Data shown
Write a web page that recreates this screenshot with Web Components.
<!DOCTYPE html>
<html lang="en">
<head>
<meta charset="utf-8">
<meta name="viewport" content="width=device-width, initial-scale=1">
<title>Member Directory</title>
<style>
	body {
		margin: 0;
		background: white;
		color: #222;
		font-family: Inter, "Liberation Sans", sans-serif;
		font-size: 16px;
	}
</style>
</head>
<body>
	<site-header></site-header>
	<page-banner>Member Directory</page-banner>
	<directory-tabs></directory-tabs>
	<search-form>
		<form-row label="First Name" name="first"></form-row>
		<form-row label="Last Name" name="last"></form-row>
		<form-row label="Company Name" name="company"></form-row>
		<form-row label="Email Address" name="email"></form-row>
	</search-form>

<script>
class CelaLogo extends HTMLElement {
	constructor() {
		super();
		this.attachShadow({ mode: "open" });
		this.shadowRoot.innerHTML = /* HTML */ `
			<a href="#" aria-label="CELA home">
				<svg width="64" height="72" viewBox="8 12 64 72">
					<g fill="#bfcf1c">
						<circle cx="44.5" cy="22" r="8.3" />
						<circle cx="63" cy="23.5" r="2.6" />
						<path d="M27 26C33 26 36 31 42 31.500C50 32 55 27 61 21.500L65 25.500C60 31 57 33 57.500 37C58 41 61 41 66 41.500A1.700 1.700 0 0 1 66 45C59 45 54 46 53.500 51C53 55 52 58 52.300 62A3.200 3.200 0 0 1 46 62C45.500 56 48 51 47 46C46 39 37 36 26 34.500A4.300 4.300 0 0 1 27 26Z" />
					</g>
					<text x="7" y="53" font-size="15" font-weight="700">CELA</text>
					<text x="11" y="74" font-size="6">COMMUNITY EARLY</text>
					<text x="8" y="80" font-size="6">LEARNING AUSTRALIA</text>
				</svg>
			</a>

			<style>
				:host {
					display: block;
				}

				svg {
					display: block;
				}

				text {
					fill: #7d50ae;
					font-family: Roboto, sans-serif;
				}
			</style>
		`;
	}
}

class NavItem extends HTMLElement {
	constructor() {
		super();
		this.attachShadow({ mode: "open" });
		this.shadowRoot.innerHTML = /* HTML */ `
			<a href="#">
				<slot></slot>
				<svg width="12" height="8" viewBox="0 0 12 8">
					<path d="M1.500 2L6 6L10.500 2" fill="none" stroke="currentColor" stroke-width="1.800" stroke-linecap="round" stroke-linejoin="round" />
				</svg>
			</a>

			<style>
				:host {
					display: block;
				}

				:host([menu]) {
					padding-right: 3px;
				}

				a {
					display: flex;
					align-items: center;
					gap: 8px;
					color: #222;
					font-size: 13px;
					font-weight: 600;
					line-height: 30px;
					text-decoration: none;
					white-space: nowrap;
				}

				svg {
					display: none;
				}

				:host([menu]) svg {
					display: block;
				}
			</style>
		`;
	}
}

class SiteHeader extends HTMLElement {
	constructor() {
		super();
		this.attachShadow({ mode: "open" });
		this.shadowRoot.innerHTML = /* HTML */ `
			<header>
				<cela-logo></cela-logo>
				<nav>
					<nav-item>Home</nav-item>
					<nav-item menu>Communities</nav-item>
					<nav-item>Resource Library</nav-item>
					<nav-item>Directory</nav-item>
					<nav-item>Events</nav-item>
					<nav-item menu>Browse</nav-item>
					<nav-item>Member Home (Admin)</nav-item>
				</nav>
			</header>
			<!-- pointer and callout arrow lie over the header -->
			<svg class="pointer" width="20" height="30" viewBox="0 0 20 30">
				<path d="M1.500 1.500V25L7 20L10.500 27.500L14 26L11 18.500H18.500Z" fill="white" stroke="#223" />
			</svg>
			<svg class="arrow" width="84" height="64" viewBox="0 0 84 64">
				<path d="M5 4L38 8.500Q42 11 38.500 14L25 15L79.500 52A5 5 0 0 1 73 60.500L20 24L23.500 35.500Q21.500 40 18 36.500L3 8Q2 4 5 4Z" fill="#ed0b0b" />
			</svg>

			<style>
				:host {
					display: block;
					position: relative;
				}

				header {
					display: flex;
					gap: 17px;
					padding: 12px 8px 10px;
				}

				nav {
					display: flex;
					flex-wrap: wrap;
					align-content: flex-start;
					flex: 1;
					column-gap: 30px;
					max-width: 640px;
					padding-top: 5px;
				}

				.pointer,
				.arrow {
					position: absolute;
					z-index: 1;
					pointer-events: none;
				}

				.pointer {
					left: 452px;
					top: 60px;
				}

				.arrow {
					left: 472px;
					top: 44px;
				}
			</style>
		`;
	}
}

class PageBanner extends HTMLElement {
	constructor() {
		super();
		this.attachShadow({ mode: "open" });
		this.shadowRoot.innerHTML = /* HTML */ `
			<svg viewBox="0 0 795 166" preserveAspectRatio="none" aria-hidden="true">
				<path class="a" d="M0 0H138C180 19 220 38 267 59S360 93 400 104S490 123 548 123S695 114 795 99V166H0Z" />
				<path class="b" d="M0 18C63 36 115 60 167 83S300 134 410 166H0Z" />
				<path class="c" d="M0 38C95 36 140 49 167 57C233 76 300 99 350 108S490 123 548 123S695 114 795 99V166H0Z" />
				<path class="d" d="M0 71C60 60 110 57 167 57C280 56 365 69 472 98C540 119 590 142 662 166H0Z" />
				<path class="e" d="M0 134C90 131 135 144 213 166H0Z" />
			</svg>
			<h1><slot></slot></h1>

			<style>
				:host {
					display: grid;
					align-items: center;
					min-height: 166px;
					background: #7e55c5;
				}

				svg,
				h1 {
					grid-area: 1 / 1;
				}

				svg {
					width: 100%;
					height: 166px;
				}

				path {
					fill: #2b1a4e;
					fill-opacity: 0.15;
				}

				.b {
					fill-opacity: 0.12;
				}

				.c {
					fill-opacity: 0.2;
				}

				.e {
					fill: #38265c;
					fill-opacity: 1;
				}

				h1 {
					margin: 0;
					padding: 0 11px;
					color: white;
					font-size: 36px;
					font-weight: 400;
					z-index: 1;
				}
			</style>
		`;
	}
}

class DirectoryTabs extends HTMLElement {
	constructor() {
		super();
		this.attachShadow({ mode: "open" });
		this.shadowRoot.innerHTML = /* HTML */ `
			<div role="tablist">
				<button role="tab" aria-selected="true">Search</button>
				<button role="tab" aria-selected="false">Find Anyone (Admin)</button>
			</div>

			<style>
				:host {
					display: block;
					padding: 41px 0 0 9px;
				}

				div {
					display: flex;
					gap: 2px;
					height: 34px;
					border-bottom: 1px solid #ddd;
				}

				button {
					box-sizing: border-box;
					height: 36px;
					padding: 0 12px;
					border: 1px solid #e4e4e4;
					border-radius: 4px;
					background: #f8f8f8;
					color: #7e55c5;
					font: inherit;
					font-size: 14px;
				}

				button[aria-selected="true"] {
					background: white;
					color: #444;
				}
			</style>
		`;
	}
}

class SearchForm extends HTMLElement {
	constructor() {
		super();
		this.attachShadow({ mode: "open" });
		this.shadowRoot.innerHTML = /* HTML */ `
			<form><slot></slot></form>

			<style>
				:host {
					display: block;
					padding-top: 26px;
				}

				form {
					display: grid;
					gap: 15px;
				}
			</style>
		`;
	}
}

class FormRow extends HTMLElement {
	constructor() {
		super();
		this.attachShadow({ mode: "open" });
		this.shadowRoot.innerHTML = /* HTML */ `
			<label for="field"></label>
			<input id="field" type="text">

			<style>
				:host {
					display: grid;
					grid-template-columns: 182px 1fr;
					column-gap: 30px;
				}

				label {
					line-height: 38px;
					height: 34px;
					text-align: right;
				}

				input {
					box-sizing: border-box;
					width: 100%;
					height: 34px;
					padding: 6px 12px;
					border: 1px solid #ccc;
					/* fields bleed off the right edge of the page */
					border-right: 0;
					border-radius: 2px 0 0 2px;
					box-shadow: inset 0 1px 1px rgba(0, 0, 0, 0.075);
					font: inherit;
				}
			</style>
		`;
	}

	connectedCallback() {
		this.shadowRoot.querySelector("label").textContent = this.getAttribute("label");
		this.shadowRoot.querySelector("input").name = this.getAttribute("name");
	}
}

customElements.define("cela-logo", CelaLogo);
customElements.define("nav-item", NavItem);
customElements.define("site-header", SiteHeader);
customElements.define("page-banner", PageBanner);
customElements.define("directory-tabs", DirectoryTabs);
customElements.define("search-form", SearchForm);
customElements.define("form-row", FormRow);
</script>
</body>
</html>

---

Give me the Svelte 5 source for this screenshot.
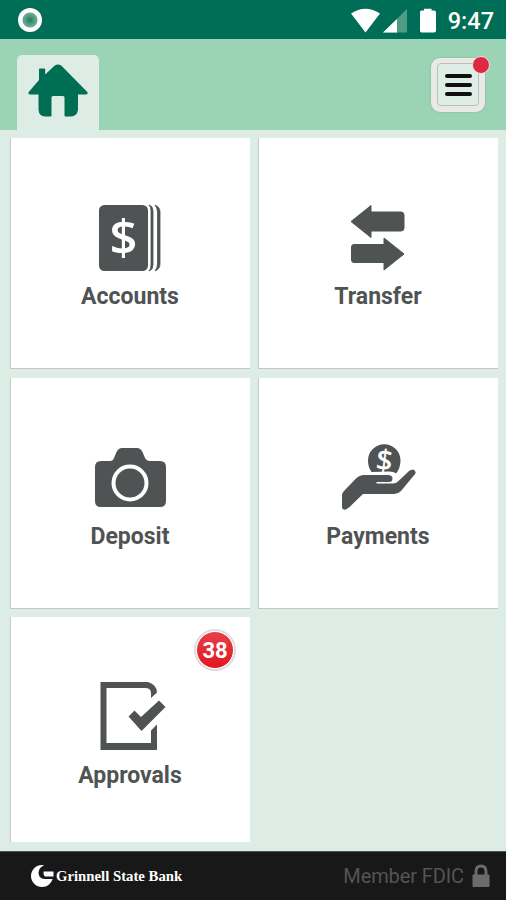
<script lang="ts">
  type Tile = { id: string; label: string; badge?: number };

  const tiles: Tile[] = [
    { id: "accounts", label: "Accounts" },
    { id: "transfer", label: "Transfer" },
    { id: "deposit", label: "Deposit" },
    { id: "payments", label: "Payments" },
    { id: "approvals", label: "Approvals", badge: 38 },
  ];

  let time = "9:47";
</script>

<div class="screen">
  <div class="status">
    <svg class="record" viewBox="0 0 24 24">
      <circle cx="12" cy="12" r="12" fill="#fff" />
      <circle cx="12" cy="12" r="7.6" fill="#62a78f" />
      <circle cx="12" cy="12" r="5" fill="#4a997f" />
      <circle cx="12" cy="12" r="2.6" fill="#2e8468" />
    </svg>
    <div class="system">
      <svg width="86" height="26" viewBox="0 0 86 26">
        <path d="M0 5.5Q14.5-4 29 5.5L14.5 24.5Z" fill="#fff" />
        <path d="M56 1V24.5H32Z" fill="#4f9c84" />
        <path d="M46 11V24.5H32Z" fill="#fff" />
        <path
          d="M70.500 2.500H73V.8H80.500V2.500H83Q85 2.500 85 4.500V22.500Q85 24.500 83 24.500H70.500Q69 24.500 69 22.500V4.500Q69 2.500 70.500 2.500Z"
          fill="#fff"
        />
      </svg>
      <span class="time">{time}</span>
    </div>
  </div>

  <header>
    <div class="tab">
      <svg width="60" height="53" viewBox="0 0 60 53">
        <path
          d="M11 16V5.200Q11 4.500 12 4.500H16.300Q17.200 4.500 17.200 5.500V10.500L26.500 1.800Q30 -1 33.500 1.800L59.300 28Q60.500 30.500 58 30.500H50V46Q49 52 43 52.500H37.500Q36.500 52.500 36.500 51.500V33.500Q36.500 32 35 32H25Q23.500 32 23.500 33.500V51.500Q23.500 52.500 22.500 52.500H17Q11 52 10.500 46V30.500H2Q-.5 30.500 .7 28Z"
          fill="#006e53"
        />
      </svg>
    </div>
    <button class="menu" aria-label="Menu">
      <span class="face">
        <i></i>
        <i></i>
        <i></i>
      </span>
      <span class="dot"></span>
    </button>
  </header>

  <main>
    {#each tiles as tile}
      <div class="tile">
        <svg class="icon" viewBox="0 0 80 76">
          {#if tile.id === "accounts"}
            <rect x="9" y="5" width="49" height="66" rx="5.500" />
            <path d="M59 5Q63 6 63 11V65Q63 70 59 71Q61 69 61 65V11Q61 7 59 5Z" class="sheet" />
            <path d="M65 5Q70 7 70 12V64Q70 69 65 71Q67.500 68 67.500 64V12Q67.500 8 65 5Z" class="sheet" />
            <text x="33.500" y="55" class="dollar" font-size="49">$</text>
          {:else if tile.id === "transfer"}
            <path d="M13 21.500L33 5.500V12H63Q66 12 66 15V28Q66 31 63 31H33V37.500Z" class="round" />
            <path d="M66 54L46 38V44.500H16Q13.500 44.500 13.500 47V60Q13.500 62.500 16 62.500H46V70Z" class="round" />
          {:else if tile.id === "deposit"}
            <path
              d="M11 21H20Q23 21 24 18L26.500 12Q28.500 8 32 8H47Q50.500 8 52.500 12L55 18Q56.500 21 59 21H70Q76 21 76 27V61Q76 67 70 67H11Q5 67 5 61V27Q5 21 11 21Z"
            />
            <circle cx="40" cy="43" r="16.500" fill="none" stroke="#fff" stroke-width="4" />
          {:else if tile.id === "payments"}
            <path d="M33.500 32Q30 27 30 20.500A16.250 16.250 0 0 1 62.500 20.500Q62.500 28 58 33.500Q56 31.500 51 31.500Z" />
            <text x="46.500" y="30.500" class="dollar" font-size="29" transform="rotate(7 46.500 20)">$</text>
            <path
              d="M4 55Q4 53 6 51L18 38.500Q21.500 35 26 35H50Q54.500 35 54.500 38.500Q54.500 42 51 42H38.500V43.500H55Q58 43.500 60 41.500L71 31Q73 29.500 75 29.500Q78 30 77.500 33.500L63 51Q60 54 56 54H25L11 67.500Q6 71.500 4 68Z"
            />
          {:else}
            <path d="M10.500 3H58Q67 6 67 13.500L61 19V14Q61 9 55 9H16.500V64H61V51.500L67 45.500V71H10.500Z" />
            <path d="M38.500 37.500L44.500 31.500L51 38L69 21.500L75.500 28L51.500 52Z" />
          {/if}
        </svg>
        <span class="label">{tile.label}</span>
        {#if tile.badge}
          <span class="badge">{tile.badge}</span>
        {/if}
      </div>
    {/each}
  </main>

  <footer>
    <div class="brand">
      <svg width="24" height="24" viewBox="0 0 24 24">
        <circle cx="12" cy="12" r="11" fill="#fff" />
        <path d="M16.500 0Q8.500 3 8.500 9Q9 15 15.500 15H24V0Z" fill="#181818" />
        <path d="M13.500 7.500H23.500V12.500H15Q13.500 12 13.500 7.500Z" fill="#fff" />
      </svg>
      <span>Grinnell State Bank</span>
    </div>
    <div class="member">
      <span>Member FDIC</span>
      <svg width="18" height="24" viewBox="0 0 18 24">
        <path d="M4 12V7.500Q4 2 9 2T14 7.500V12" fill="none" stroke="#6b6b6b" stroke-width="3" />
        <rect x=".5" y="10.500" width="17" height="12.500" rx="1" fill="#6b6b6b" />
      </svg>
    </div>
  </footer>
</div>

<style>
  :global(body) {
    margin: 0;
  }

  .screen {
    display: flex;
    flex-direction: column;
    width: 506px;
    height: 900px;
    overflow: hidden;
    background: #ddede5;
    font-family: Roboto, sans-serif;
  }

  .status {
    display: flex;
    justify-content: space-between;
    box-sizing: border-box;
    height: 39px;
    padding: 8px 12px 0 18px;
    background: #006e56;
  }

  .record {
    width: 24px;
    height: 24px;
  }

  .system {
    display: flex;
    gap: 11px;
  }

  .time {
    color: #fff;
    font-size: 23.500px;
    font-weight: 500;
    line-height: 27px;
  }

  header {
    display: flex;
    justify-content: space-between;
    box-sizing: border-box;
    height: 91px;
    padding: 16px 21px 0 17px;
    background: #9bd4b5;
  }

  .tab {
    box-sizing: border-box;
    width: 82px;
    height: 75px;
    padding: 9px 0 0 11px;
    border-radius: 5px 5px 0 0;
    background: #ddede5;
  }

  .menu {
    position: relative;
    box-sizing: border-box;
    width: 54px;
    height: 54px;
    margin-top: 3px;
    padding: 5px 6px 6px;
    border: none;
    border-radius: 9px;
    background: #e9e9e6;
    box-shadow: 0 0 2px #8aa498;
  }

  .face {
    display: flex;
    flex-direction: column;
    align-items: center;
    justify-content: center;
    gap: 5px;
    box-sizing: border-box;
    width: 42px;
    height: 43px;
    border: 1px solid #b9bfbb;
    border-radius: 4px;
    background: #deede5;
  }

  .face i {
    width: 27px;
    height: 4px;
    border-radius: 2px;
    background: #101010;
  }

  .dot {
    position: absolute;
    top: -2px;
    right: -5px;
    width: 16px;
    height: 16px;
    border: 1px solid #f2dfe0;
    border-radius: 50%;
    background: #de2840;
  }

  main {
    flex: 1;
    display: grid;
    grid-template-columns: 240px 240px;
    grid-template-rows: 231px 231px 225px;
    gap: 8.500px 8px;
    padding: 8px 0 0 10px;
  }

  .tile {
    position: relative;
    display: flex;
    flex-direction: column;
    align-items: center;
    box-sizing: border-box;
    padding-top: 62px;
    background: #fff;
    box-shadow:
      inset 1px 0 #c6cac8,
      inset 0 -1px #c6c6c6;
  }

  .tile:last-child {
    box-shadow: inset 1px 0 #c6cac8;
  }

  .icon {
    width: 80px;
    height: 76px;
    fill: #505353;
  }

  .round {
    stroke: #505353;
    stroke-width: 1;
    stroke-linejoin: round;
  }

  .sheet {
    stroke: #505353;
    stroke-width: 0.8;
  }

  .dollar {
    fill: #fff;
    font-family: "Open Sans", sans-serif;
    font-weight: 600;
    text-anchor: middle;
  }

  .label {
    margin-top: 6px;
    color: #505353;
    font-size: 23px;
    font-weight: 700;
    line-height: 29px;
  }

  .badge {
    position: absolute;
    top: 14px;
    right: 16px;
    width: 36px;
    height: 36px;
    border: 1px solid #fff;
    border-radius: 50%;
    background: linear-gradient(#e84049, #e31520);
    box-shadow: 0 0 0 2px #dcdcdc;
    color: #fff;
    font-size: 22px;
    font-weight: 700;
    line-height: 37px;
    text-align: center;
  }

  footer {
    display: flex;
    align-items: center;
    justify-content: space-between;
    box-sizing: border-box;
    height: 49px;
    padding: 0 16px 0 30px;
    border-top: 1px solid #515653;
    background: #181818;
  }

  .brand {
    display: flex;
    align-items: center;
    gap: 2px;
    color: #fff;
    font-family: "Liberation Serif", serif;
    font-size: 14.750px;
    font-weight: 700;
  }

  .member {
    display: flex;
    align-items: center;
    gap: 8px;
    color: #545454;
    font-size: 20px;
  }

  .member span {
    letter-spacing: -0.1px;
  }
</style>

Goal of the exercise
Both the line with "Write a web" and the line with "</search-form>" belong in the answer; write them out exactly, with every line between.

Exercise result
Write a web page that recreates this screenshot with Web Components.
<!DOCTYPE html>
<html lang="en">
<head>
<meta charset="utf-8">
<meta name="viewport" content="width=device-width, initial-scale=1">
<title>Member Directory</title>
<style>
	body {
		margin: 0;
		background: white;
		color: #222;
		font-family: Inter, "Liberation Sans", sans-serif;
		font-size: 16px;
	}
</style>
</head>
<body>
	<site-header></site-header>
	<page-banner>Member Directory</page-banner>
	<directory-tabs></directory-tabs>
	<search-form>
		<form-row label="First Name" name="first"></form-row>
		<form-row label="Last Name" name="last"></form-row>
		<form-row label="Company Name" name="company"></form-row>
		<form-row label="Email Address" name="email"></form-row>
	</search-form>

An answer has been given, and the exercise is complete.